Iranian Hackers Targeting PLCs: What’s Happening

Iranian-linked hackers have been targeting Rockwell Automation/Allen-Bradley programmable logic controllers (PLCs) — the industrial computers that automate and control critical machinery across sectors like water treatment, energy distribution, and manufacturing — since at least March 2026, causing operational disruptions and financial losses at victim organizations.

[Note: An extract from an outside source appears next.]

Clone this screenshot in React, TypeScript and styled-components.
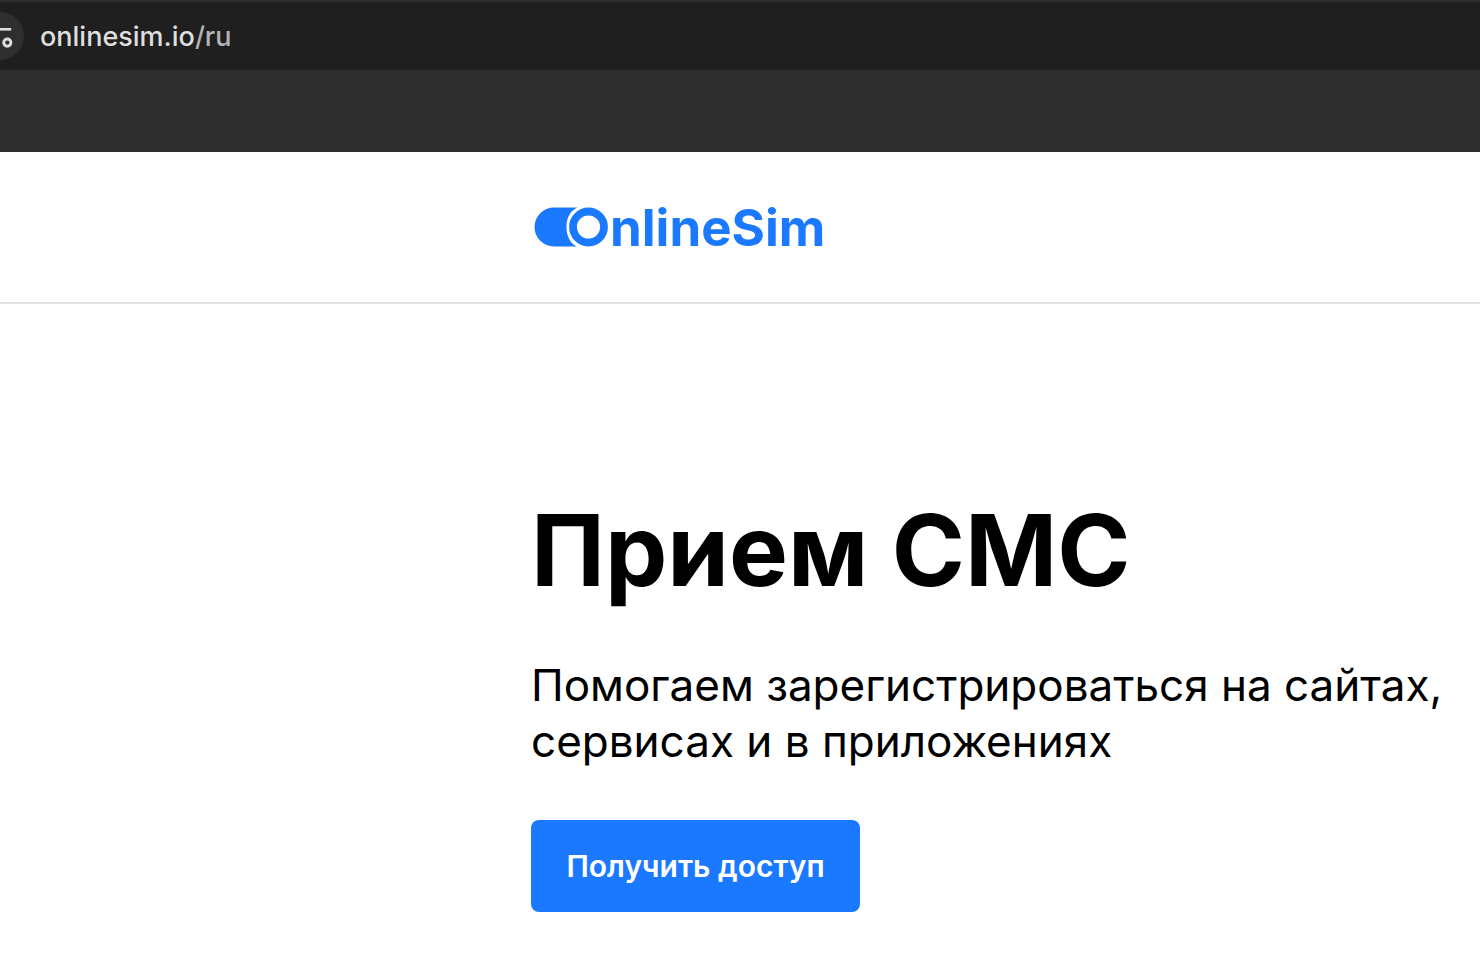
import React from "react";
import styled, { createGlobalStyle } from "styled-components";

const GlobalStyle = createGlobalStyle`
  * { box-sizing: border-box; }
  body {
    margin: 0;
    background: #ffffff;
    color: #000000;
    font-family: Inter, "Noto Sans", sans-serif;
    overflow-x: hidden;
  }
`;

const AddressBar = styled.div`
  display: flex;
  align-items: center;
  gap: 16px;
  height: 70px;
  background: #1f1f1f;
  border-top: 2px solid #2e2e2e;
  overflow: hidden;
`;

const SiteInfoButton = styled.button`
  flex: none;
  width: 48px;
  height: 48px;
  margin-left: -24px;
  padding: 0;
  border: 0;
  border-radius: 50%;
  background: #2f2f2f;

  svg { display: block; }
`;

const Address = styled.div`
  padding-top: 2px;
  color: #dedede;
  font-size: 27px;
  line-height: 32px;
  font-weight: 500;
`;

const AddressPath = styled.span`
  color: #b4b4b4;
`;

const BookmarksBar = styled.div`
  height: 82px;
  background: #2e2e2e;
  border-bottom: 1px solid #343031;
`;

const SiteHeader = styled.header`
  display: flex;
  align-items: center;
  height: 152px;
  padding-left: 534px;
  border-bottom: 2px solid #e0e0e0;
`;

const LogoLink = styled.a`
  display: flex;
  align-items: center;
  gap: 2px;
  color: #1a79ff;
  text-decoration: none;
`;

const LogoName = styled.span`
  padding-top: 2px;
  font-size: 51px;
  line-height: 60px;
  font-weight: 700;
`;

const Hero = styled.main`
  padding: 188px 0 42px 531px;
`;

const Title = styled.h1`
  margin: 0;
  font-size: 99px;
  line-height: 116px;
  font-weight: 700;
`;

const Lead = styled.p`
  margin: 49px 0 51px;
  font-size: 44px;
  line-height: 56px;
  white-space: nowrap;
`;

const AccessButton = styled.button`
  height: 92px;
  min-width: 329px;
  padding: 0 34px;
  border: 0;
  border-radius: 8px;
  background: #1a79ff;
  color: #ffffff;
  font-family: inherit;
  font-size: 30px;
  line-height: 36px;
  font-weight: 600;
`;

function TuneIcon() {
  return (
    <svg width="48" height="48" viewBox="0 0 48 48" fill="none" stroke="#dedede" aria-hidden="true">
      <path d="M23 17.3H35.2" strokeWidth="2.6" />
      <circle cx="31.3" cy="30.6" r="3.6" strokeWidth="2.9" />
      <path d="M13 30.7H23" strokeWidth="2.6" />
      <circle cx="16.7" cy="17.3" r="3.6" strokeWidth="2.9" />
    </svg>
  );
}

function LogoMark() {
  return (
    <svg width="74" height="40" viewBox="0 0 74 40" aria-hidden="true">
      <path d="M20 0.5H43.5C36 4 32.5 11 32.5 20S36 36 42.5 39.5H20A19.5 19.5 0 0 1 20 0.5Z" fill="#1a79ff" />
      <circle cx="54.5" cy="20" r="15.5" fill="#ffffff" stroke="#1a79ff" strokeWidth="7.8" />
    </svg>
  );
}

export default function App() {
  return (
    <>
      <GlobalStyle />
      <AddressBar>
        <SiteInfoButton aria-label="Site information">
          <TuneIcon />
        </SiteInfoButton>
        <Address>
          onlinesim.io<AddressPath>/ru</AddressPath>
        </Address>
      </AddressBar>
      <BookmarksBar />
      <SiteHeader>
        <LogoLink href="/ru">
          <LogoMark />
          <LogoName>nlineSim</LogoName>
        </LogoLink>
      </SiteHeader>
      <Hero>
        <Title>Прием СМС</Title>
        <Lead>
          Помогаем зарегистрироваться на сайтах,
          <br />
          сервисах и в приложениях
        </Lead>
        <AccessButton>Получить доступ</AccessButton>
      </Hero>
    </>
  );
}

The FBI’s assessment is that these Iranian-affiliated APT actors are targeting internet-exposed PLCs with the intent to cause disruptions, including maliciously interacting with project files and manipulating data displayed on HMI and SCADA displays. In plain English: they’re not just snooping — they’re reaching into systems that control physical industrial processes and changing what operators see on their screens.

The Scale of Exposure

The numbers are sobering. According to Censys data, 5,219 internet-exposed hosts globally responded to the EtherNet/IP (EIP) protocol and self-identified as Rockwell Automation/Allen-Bradley devices — and a staggering 74.6% of them, nearly 3,900 hosts, are located in the United States.

The geographic skew is consistent with Rockwell’s dominant market position in North American industrial automation, but it also means the U.S. bears the overwhelming majority of risk from this campaign. More than 3,000 of these Rockwell devices remain visible on the public internet, either because organizations are unaware they are exposed or they underestimate the risk, according to Markus Mueller, field CISO at Nozomi Networks.

Why Now?

U.S. federal agencies have warned that Iranian-affiliated APT targeting campaigns against U.S. organizations have recently escalated, likely in response to ongoing hostilities between Iran and the United States and Israel. Geopolitical tensions are translating directly into cyber operations against American infrastructure — a pattern that has become increasingly common. This latest wave of Iranian hackers targeting PLCs is a direct reflection of those rising tensions.

This Isn’t Their First Rodeo

This campaign didn’t emerge from nowhere. It echoes attacks from nearly three years ago, when a threat group affiliated with Iran’s Islamic Revolutionary Guard Corps (IRGC), tracked as CyberAv3ngers, targeted vulnerabilities in U.S.-based Unitronics operational technology (OT) systems. Between November 2023 and January 2024, CyberAv3ngers compromised at least 75 Unitronics PLC devices across multiple waves of attacks, with half of those in Water and Wastewater Systems critical infrastructure networks.

More recently, the attacks have grown even more brazen. The Handala hacktivist group, linked to Iran’s Ministry of Intelligence and Security, wiped approximately 80,000 devices from the network of U.S. medical giant Stryker, including employees’ mobile devices and company-managed computers.

What Organizations Should Do Right Now

The joint federal advisory is clear on recommended defensive actions. Network defenders are advised to disconnect PLCs from the internet or secure them behind a firewall, scan logs for indicators of compromise shared in the advisory, and check for suspicious traffic on OT ports — especially traffic originating from overseas hosting providers. They should also implement multifactor authentication (MFA) for access to OT networks, keep PLCs up to date with the latest firmware, and disable all unused services and authentication methods.

For controllers with a physical mode switch, agencies recommend placing it into the run position to prevent remote modification, switching to program or remote mode only when performing updates, then immediately switching back.

The Bottom Line

Iran has demonstrated the capability, the intent, and now a clear pattern of escalating attacks against U.S. industrial infrastructure. The thousands of internet-exposed PLCs currently visible on the public internet represent an unacceptable risk — particularly as geopolitical tensions continue to rise and Iranian hackers targeting PLCs continue their aggressive campaign. If your organization operates industrial control systems, now is the time to audit your exposure, harden your OT networks, and take the federal advisory seriously.

The threat is not theoretical. It’s already happening.